The exercise: Restate all the material verbatim, except for the pictures.

Supplied data:
|---|

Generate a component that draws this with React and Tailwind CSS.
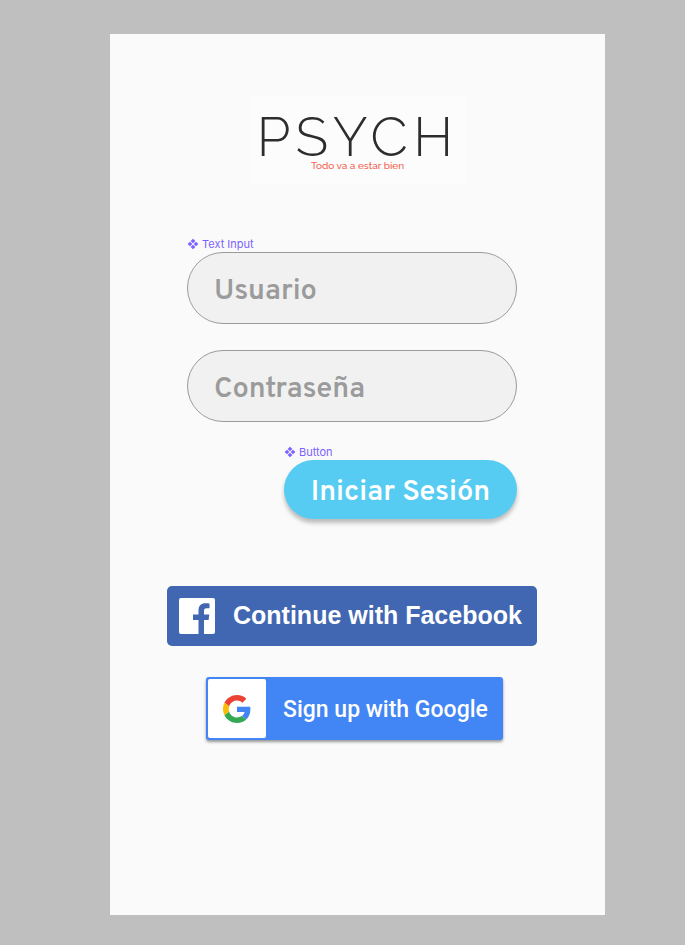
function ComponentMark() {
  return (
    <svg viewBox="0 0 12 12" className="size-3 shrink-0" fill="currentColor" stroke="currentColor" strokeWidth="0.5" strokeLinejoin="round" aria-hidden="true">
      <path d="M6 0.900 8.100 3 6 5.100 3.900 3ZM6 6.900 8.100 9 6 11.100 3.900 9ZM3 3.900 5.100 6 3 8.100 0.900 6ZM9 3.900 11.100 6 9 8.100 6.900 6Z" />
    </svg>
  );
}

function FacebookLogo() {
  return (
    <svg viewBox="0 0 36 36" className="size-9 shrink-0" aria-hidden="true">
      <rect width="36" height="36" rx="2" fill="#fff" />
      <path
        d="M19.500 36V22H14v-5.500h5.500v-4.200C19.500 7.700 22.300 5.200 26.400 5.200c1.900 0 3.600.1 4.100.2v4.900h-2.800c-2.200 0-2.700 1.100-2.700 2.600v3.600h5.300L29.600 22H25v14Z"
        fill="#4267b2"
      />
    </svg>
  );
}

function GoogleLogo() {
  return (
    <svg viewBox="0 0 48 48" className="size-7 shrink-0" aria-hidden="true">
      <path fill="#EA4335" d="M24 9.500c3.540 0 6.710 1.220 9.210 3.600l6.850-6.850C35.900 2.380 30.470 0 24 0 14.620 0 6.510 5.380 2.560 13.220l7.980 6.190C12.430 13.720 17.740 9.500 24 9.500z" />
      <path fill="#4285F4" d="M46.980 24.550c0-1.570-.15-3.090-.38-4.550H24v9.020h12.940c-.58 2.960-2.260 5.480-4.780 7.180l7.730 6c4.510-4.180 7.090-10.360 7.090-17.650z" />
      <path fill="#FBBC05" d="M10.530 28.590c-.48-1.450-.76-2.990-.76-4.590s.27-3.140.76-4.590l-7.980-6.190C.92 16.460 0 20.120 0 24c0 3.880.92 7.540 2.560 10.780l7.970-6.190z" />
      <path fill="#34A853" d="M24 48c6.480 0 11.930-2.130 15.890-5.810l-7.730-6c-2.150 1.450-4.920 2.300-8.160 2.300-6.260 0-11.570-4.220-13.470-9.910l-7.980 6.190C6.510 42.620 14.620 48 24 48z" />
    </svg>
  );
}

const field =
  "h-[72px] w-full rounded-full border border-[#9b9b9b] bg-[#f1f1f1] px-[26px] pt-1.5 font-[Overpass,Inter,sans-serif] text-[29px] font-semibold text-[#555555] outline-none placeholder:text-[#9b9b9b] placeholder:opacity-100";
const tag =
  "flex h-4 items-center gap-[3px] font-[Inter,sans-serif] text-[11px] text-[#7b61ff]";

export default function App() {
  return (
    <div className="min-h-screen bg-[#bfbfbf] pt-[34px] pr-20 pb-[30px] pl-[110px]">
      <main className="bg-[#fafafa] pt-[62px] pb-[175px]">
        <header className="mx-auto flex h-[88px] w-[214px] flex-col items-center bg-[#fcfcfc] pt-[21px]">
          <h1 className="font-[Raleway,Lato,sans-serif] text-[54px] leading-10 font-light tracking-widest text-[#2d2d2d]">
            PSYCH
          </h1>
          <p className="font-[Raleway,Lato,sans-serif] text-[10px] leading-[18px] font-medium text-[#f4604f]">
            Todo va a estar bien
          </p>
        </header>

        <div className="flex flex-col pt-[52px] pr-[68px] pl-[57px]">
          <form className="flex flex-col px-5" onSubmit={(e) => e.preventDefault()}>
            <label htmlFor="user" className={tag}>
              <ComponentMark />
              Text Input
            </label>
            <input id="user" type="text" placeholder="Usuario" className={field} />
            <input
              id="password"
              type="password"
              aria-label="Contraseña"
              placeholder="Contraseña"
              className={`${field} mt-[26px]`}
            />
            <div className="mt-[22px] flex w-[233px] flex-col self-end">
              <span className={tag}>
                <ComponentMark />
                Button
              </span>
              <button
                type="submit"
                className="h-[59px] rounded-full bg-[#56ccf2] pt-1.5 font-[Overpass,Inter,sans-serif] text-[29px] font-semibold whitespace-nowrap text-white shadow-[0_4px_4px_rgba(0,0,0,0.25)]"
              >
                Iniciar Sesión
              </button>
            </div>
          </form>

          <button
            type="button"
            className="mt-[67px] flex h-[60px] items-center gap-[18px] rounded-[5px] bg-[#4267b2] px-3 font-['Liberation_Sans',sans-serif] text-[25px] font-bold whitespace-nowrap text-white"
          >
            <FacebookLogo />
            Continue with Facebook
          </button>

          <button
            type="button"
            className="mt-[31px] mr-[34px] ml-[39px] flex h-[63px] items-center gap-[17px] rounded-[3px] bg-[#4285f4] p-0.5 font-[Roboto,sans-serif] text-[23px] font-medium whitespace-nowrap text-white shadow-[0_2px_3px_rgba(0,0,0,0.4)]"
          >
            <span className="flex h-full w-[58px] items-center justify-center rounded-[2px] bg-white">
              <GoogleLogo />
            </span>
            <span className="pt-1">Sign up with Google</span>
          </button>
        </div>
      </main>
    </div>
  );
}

|---|

Task result:
Generate a component that draws this with React and Tailwind CSS.
function ComponentMark() {
  return (
    <svg viewBox="0 0 12 12" className="size-3 shrink-0" fill="currentColor" stroke="currentColor" strokeWidth="0.5" strokeLinejoin="round" aria-hidden="true">
      <path d="M6 0.900 8.100 3 6 5.100 3.900 3ZM6 6.900 8.100 9 6 11.100 3.900 9ZM3 3.900 5.100 6 3 8.100 0.900 6ZM9 3.900 11.100 6 9 8.100 6.900 6Z" />
    </svg>
  );
}

function FacebookLogo() {
  return (
    <svg viewBox="0 0 36 36" className="size-9 shrink-0" aria-hidden="true">
      <rect width="36" height="36" rx="2" fill="#fff" />
      <path
        d="M19.500 36V22H14v-5.500h5.500v-4.200C19.500 7.700 22.300 5.200 26.400 5.200c1.900 0 3.600.1 4.100.2v4.900h-2.800c-2.200 0-2.700 1.100-2.700 2.600v3.600h5.300L29.600 22H25v14Z"
        fill="#4267b2"
      />
    </svg>
  );
}

function GoogleLogo() {
  return (
    <svg viewBox="0 0 48 48" className="size-7 shrink-0" aria-hidden="true">
      <path fill="#EA4335" d="M24 9.500c3.540 0 6.710 1.220 9.210 3.600l6.850-6.850C35.900 2.380 30.470 0 24 0 14.620 0 6.510 5.380 2.560 13.220l7.980 6.190C12.430 13.720 17.740 9.500 24 9.500z" />
      <path fill="#4285F4" d="M46.980 24.550c0-1.570-.15-3.090-.38-4.550H24v9.020h12.940c-.58 2.960-2.260 5.480-4.780 7.180l7.730 6c4.510-4.180 7.090-10.360 7.090-17.650z" />
      <path fill="#FBBC05" d="M10.530 28.590c-.48-1.450-.76-2.990-.76-4.590s.27-3.140.76-4.590l-7.980-6.190C.92 16.460 0 20.120 0 24c0 3.880.92 7.540 2.560 10.780l7.970-6.190z" />
      <path fill="#34A853" d="M24 48c6.480 0 11.930-2.130 15.890-5.810l-7.730-6c-2.150 1.450-4.920 2.300-8.160 2.300-6.260 0-11.570-4.220-13.470-9.910l-7.980 6.190C6.510 42.620 14.620 48 24 48z" />
    </svg>
  );
}

const field =
  "h-[72px] w-full rounded-full border border-[#9b9b9b] bg-[#f1f1f1] px-[26px] pt-1.5 font-[Overpass,Inter,sans-serif] text-[29px] font-semibold text-[#555555] outline-none placeholder:text-[#9b9b9b] placeholder:opacity-100";
const tag =
  "flex h-4 items-center gap-[3px] font-[Inter,sans-serif] text-[11px] text-[#7b61ff]";

export default function App() {
  return (
    <div className="min-h-screen bg-[#bfbfbf] pt-[34px] pr-20 pb-[30px] pl-[110px]">
      <main className="bg-[#fafafa] pt-[62px] pb-[175px]">
        <header className="mx-auto flex h-[88px] w-[214px] flex-col items-center bg-[#fcfcfc] pt-[21px]">
          <h1 className="font-[Raleway,Lato,sans-serif] text-[54px] leading-10 font-light tracking-widest text-[#2d2d2d]">
            PSYCH
          </h1>
          <p className="font-[Raleway,Lato,sans-serif] text-[10px] leading-[18px] font-medium text-[#f4604f]">
            Todo va a estar bien
          </p>
        </header>

        <div className="flex flex-col pt-[52px] pr-[68px] pl-[57px]">
          <form className="flex flex-col px-5" onSubmit={(e) => e.preventDefault()}>
            <label htmlFor="user" className={tag}>
              <ComponentMark />
              Text Input
            </label>
            <input id="user" type="text" placeholder="Usuario" className={field} />
            <input
              id="password"
              type="password"
              aria-label="Contraseña"
              placeholder="Contraseña"
              className={`${field} mt-[26px]`}
            />
            <div className="mt-[22px] flex w-[233px] flex-col self-end">
              <span className={tag}>
                <ComponentMark />
                Button
              </span>
              <button
                type="submit"
                className="h-[59px] rounded-full bg-[#56ccf2] pt-1.5 font-[Overpass,Inter,sans-serif] text-[29px] font-semibold whitespace-nowrap text-white shadow-[0_4px_4px_rgba(0,0,0,0.25)]"
              >
                Iniciar Sesión
              </button>
            </div>
          </form>

          <button
            type="button"
            className="mt-[67px] flex h-[60px] items-center gap-[18px] rounded-[5px] bg-[#4267b2] px-3 font-['Liberation_Sans',sans-serif] text-[25px] font-bold whitespace-nowrap text-white"
          >
            <FacebookLogo />
            Continue with Facebook
          </button>

          <button
            type="button"
            className="mt-[31px] mr-[34px] ml-[39px] flex h-[63px] items-center gap-[17px] rounded-[3px] bg-[#4285f4] p-0.5 font-[Roboto,sans-serif] text-[23px] font-medium whitespace-nowrap text-white shadow-[0_2px_3px_rgba(0,0,0,0.4)]"
          >
            <span className="flex h-full w-[58px] items-center justify-center rounded-[2px] bg-white">
              <GoogleLogo />
            </span>
            <span className="pt-1">Sign up with Google</span>
          </button>
        </div>
      </main>
    </div>
  );
}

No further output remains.